2. Model-wise Double Descent

They first conducted a series of experiments to understand the double descent phenomenom as you scale up model size.

They saw double descent even in the absence of label noise (which happens in practice due to imperfect data) in the case of CIFAR-100, and that the double descent peak becomes more prominent as label noise increases.

They hypothesized that this could be because at the interpolation threshold (i.e where EMC=\(n\), so there is 0 train error), the model does not have any extra capacity and hence there is only a single model that can interpolate the train data, making it sensitive to noise in the training data.

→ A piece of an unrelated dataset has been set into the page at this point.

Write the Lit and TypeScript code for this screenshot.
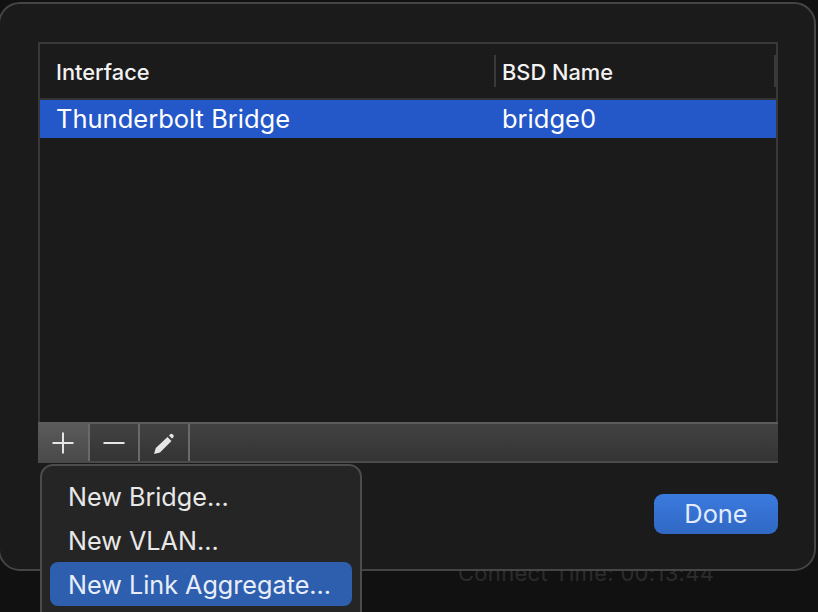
import { LitElement, html, css } from "lit";
import { customElement } from "lit/decorators.js";

@customElement("app-root")
export class AppRoot extends LitElement {
  static styles = css`
    :host {
      display: block;
      width: 818px;
      height: 612px;
      position: relative;
      overflow: hidden;
      background: #111111;
      font-family: Inter, "Liberation Sans", sans-serif;
      color: #f0f0f0;
    }

    .behind {
      height: 612px;
      box-sizing: border-box;
      padding: 560px 0 0 458px;
      font-size: 22px;
      line-height: 26px;
      letter-spacing: 0.3px;
      color: #2c2c2c;
    }

    .sheet {
      position: absolute;
      left: -2px;
      top: 2px;
      width: 818px;
      height: 569px;
      box-sizing: border-box;
      background: #1b1b1b;
      border: 2px solid #454545;
      border-radius: 22px;
      padding: 38px 36px 0 38px;
    }

    .table {
      width: 740px;
      height: 421px;
      box-sizing: border-box;
      border: 2px solid #383838;
      border-bottom: none;
      display: flex;
      flex-direction: column;
    }

    .head {
      height: 54px;
      flex: none;
      display: flex;
      align-items: center;
      border-bottom: 2px solid #333333;
      box-sizing: content-box;
    }

    .col-a {
      width: 454px;
      padding-left: 16px;
      box-sizing: border-box;
      flex: none;
    }

    .col-b {
      flex: 1;
      padding-left: 6px;
      height: 32px;
      display: flex;
      align-items: center;
      border-left: 2px solid #3a3a3a;
      border-right: 2px solid #3a3a3a;
    }

    .head span {
      display: block;
      font-size: 21.8px;
      font-weight: 500;
      color: #f2f2f2;
      padding-top: 1px;
    }

    .row {
      height: 38px;
      box-sizing: border-box;
      padding-bottom: 2px;
      flex: none;
      display: flex;
      align-items: center;
      background: #2457c8;
      color: #ffffff;
      font-size: 25.5px;
    }

    .row .col-a {
      padding-left: 16px;
      width: 462px;
    }

    .row .bsd {
      flex: 1;
    }

    .body {
      flex: 1;
    }

    .toolbar {
      height: 41px;
      flex: none;
      margin: 0 -2px;
      box-sizing: border-box;
      display: flex;
      background: linear-gradient(#424242, #343434);
      border-top: 2px solid #5c5c5c;
      border-bottom: 2px solid #4a4a4a;
    }

    .tool {
      width: 48px;
      flex: none;
      display: flex;
      align-items: center;
      justify-content: center;
      border-right: 2px solid #6a6a6a;
    }

    .tool.on {
      width: 50px;
      background: linear-gradient(#5a5a5a, #4a4a4a);
    }

    .tool svg {
      width: 24px;
      height: 24px;
      display: block;
    }

    .footer {
      display: flex;
      justify-content: flex-end;
      padding: 31px 0 0;
    }

    .done {
      width: 124px;
      height: 40px;
      box-sizing: border-box;
      padding-bottom: 2px;
      display: flex;
      align-items: center;
      justify-content: center;
      border-radius: 9px;
      background: linear-gradient(#3b7ade, #3068c4);
      color: #e3ecfb;
      font-size: 25.4px;
    }

    .menu {
      position: absolute;
      left: 40px;
      top: 464px;
      width: 322px;
      height: 160px;
      box-sizing: border-box;
      background: #252525;
      border: 2px solid #4c4c4c;
      border-radius: 13px;
      padding: 8px;
    }

    .item {
      height: 44px;
      box-sizing: border-box;
      padding: 2px 0 0 18px;
      display: flex;
      align-items: center;
      border-radius: 8px;
      font-size: 25.2px;
      color: #e8e8e8;
    }

    .item.active {
      background: #2e5fae;
      color: #e8eef9;
    }
  `;

  render() {
    return html`
      <div class="behind">Connect Time: 00:13:44</div>
      <div class="sheet">
        <div class="table">
          <div class="head">
            <div class="col-a"><span>Interface</span></div>
            <div class="col-b"><span>BSD Name</span></div>
          </div>
          <div class="row">
            <div class="col-a">Thunderbolt Bridge</div>
            <div class="bsd">bridge0</div>
          </div>
          <div class="body"></div>
          <div class="toolbar">
            <div class="tool on">
              <svg viewBox="0 0 24 24"><path d="M12 1.500v21M1.500 12h21" stroke="#e6e6e6" stroke-width="2" fill="none" /></svg>
            </div>
            <div class="tool">
              <svg viewBox="0 0 24 24"><path d="M1.500 12h21" stroke="#e6e6e6" stroke-width="2" fill="none" /></svg>
            </div>
            <div class="tool">
              <svg viewBox="0 0 24 24">
                <path d="M2 23l1.800-6L15.500 6l4 4L8 21.500z" fill="#e6e6e6" />
                <path d="M17 4.500l1.300-1.300a1.600 1.600 0 0 1 2.200 0l0.800 0.800a1.600 1.600 0 0 1 0 2.200L20 7.500z" fill="#e6e6e6" />
              </svg>
            </div>
          </div>
        </div>
        <div class="footer"><div class="done">Done</div></div>
      </div>
      <div class="menu">
        <div class="item">New Bridge...</div>
        <div class="item">New VLAN...</div>
        <div class="item active">New Link Aggregate...</div>
      </div>
    `;
  }
}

3. Epoch-wise Double Descent

They also looked at how double descent manifests as a function of training time:

Here, they found that intermediate models follow the classical U-shaped curve, while the overparameterized models exhibit double descent. Small models had decreasing test error as per their hypothesis, as increasing epochs increases EMC.

This contradicts conventional wisdom which would have predicted a U-shaped curve for all 3 cases.

4. Sample-wise Non-Monotonicity

This experiment was the one that led to the most surprising conclusion, and is not directly implied by double descent.

Here, they experimented with changing the number of training samples, which causes the model to go from an over-parameterized to under-parameterized regime:

Having more data is uncontroversially considered good among both statisticians and machine learning theorists, but in fact there is a region (shaded in the diagrams) where a model trained on more data actually underperforms one trained on less.

Most Glaring Deficiency

It was unclear what the scope of training procedure entails, which made it hard to formally define and reason about the experiments that could be conducted to either further validate or disprove their hypothesis.

Conclusions for Future Work

The EMC framework shows the limitations of Rademacher complexity and VC theory in describing the behavior of over-parameterized models, since both of them only consider model complexity but not the training procedure or number of samples.

Understanding how deep learning actually works will probably require (yet another) rethinking how we model it.